(Stored data entries)
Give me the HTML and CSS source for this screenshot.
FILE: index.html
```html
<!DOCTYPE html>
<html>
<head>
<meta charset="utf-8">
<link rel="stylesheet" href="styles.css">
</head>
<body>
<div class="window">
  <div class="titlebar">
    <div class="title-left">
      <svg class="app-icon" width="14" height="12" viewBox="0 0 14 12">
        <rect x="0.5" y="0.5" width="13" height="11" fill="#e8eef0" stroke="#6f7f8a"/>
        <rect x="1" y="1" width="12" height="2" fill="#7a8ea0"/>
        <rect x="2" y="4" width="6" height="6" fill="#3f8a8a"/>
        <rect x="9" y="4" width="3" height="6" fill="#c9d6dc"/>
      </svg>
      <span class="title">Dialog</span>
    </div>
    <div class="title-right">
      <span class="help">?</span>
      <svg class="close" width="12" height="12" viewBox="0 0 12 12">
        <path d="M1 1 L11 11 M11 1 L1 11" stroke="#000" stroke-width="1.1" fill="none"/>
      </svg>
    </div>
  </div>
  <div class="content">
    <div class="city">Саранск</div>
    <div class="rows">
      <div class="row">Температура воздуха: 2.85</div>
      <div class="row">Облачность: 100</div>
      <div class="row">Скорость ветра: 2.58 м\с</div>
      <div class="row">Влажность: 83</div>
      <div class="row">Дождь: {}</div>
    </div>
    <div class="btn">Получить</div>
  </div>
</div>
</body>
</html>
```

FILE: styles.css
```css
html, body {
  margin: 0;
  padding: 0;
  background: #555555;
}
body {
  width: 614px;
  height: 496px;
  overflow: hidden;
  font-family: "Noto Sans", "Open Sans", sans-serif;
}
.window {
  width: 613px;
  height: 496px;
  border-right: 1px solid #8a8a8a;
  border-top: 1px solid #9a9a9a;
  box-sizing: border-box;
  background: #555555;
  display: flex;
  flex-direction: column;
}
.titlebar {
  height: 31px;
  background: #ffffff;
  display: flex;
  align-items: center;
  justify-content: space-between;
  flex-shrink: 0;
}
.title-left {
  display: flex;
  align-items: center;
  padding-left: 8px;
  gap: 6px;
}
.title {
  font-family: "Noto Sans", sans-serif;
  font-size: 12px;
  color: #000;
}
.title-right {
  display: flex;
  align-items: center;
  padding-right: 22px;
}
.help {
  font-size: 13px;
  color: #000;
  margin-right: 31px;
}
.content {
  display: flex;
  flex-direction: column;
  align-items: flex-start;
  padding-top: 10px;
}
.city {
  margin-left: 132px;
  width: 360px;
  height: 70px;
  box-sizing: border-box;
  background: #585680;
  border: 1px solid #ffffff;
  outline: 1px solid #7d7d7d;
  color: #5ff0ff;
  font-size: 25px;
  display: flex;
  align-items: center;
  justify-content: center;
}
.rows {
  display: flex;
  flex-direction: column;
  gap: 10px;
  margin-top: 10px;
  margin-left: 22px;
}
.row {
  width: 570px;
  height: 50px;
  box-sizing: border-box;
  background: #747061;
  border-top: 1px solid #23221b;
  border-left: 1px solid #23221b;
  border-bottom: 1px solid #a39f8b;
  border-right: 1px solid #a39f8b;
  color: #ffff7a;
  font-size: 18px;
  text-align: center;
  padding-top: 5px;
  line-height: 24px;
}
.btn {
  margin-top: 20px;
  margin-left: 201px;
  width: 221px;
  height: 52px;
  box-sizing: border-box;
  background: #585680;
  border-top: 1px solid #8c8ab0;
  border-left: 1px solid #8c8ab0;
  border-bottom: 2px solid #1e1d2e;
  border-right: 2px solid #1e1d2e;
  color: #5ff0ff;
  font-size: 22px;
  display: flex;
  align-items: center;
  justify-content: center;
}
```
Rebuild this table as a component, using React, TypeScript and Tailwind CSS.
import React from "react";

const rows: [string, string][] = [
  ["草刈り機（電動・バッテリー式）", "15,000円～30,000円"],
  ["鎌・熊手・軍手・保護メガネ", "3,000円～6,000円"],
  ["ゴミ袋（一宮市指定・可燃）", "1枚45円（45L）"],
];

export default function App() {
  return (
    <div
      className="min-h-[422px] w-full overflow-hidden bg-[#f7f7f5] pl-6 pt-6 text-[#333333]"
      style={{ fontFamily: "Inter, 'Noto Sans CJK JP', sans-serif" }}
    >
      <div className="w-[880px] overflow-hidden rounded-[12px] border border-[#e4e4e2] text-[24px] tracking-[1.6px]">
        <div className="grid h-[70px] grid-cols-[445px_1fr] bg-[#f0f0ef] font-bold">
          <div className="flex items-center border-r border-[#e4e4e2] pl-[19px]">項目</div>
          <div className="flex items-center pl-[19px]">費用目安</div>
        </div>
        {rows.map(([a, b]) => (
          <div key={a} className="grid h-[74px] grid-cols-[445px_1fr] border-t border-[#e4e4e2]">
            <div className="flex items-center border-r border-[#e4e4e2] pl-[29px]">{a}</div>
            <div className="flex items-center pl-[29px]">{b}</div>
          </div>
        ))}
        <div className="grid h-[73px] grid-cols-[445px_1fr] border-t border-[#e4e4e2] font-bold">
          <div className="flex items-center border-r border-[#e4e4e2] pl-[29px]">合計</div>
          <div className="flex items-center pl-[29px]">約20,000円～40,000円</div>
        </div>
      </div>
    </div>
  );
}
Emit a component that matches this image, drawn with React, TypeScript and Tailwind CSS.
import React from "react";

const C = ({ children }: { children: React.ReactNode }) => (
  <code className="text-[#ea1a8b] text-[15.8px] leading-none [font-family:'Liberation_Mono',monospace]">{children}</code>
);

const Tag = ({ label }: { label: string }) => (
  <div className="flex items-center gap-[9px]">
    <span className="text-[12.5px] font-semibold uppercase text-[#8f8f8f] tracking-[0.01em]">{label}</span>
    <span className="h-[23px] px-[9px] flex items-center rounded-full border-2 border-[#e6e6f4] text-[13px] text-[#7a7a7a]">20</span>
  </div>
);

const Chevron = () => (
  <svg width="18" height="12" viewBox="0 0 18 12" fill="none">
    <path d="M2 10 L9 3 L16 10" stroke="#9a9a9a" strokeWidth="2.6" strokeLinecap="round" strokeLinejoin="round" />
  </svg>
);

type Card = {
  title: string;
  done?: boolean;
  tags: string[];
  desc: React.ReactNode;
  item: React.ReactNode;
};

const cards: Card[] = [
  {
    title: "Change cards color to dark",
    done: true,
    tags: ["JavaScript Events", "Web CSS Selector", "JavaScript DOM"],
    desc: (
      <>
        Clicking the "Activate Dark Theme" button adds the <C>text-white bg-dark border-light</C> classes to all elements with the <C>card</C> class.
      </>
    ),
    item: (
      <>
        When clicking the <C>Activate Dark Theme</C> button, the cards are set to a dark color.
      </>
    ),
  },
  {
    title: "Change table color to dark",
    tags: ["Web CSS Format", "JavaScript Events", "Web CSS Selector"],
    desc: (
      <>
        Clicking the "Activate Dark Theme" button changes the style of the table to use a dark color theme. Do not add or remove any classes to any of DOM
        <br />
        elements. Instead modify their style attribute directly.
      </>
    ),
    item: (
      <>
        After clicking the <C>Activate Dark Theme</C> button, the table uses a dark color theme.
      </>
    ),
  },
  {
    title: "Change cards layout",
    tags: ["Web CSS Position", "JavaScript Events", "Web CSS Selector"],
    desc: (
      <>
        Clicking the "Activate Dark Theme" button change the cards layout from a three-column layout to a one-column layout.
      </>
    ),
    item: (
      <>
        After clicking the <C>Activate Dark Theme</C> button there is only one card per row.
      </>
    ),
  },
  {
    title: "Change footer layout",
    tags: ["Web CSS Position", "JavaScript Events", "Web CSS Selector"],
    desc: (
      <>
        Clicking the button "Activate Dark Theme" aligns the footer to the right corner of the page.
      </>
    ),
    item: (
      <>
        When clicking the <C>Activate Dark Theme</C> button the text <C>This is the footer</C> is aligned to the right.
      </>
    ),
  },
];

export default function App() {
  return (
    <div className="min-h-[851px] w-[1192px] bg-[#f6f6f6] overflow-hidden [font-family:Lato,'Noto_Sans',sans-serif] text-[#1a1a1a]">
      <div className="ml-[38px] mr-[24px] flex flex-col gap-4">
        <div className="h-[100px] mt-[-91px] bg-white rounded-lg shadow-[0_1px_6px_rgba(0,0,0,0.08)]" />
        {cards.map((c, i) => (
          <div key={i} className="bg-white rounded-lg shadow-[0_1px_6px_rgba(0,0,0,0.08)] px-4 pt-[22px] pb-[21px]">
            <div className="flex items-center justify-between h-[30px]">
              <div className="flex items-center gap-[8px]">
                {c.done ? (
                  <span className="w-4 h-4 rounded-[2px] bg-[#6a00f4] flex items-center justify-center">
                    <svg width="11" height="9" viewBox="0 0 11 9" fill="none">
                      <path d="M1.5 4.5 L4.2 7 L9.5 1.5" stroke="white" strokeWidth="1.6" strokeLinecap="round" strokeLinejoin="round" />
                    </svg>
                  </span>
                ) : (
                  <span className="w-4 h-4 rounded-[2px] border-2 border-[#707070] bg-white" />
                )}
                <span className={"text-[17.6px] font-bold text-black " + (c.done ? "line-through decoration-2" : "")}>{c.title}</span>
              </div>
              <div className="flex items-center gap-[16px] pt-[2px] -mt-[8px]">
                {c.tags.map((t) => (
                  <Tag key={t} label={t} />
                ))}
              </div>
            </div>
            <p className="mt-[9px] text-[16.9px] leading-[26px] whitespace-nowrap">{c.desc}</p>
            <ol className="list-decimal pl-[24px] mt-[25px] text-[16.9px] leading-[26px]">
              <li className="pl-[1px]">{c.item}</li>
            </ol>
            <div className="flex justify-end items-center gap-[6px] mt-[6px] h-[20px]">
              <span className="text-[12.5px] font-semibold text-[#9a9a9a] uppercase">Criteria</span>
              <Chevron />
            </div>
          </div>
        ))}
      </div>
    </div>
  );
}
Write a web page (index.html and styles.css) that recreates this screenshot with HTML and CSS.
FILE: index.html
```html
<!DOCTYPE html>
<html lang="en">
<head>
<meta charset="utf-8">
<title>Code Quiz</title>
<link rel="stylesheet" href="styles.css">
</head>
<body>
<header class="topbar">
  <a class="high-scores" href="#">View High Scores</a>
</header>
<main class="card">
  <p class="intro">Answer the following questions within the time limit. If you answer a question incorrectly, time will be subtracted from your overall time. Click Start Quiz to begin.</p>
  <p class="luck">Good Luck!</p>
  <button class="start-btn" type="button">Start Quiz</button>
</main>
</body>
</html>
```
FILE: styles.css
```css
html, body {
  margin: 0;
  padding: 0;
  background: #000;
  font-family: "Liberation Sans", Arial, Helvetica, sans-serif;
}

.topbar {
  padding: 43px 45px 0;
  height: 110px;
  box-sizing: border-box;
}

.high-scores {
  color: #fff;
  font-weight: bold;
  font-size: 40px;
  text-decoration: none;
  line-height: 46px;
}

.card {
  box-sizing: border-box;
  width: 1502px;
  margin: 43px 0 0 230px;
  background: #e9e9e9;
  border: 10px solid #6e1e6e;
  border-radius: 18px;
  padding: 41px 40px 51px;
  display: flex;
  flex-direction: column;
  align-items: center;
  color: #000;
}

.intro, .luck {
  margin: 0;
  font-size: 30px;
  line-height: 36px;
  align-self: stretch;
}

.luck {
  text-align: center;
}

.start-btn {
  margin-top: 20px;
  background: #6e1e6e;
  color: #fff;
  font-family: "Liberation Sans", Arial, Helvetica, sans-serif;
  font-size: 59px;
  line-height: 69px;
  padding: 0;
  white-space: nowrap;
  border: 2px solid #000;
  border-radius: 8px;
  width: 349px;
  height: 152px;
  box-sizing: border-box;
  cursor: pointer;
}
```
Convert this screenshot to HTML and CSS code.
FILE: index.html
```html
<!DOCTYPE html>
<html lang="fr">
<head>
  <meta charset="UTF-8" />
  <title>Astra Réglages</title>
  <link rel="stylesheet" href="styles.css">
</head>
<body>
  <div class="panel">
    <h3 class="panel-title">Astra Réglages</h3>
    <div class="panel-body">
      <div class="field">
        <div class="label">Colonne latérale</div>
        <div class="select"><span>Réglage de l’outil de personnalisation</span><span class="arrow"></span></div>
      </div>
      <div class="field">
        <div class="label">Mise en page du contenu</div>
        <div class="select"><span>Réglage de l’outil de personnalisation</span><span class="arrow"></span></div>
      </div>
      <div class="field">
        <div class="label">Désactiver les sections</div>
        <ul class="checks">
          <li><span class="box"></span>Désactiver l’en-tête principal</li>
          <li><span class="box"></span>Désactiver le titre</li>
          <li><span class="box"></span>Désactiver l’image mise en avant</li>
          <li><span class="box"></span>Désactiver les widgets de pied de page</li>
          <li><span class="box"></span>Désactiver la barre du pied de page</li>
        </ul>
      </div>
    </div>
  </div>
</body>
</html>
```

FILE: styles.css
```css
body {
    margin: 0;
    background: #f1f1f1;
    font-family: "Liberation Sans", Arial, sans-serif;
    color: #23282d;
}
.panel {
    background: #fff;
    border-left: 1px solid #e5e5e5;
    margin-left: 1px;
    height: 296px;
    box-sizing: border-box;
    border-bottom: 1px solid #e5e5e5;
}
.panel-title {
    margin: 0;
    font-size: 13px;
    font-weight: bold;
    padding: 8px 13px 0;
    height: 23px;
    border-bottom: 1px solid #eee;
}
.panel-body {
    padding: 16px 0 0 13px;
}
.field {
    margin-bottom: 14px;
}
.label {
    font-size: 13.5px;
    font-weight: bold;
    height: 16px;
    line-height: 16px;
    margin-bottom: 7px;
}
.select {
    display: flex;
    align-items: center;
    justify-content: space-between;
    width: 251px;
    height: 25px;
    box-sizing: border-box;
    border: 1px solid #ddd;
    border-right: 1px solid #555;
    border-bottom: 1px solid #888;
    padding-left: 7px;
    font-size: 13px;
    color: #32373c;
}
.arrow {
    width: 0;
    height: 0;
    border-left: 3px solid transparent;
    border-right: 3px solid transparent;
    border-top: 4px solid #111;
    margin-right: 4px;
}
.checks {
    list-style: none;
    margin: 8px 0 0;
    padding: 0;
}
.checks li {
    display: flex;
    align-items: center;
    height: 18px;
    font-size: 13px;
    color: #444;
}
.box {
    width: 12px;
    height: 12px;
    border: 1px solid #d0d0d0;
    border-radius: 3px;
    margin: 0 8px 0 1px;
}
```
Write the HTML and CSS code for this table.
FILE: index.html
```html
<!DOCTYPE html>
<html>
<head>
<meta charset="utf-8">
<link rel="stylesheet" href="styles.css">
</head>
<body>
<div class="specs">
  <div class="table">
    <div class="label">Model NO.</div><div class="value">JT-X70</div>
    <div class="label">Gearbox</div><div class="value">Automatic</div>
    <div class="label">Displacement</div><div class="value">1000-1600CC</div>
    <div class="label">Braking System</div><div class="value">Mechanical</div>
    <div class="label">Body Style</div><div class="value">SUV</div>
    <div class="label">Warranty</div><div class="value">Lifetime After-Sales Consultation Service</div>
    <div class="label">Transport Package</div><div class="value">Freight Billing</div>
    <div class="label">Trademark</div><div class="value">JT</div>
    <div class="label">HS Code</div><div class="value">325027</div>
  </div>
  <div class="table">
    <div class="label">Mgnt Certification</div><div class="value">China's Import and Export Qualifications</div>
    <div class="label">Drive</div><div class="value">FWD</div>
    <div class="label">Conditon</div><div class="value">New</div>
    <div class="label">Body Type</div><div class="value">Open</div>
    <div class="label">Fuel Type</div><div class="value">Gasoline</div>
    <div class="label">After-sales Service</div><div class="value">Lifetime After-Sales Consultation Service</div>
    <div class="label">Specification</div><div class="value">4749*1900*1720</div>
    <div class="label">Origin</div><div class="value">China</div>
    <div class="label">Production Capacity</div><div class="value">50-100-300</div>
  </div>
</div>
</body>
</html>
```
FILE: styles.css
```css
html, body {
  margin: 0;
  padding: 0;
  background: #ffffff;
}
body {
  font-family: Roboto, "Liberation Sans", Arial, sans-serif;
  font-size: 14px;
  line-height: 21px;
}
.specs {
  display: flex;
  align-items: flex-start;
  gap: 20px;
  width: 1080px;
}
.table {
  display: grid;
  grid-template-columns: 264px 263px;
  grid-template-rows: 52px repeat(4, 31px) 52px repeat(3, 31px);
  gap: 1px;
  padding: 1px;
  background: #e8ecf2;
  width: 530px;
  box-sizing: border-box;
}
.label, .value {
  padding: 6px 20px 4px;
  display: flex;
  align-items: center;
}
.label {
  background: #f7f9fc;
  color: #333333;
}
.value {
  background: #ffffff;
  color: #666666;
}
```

## Task details:
Copy out every line of the listing that contains the string "Tailwind".

## Response below:
Rebuild this table as a component, using React, TypeScript and Tailwind CSS.
Emit a component that matches this image, drawn with React, TypeScript and Tailwind CSS.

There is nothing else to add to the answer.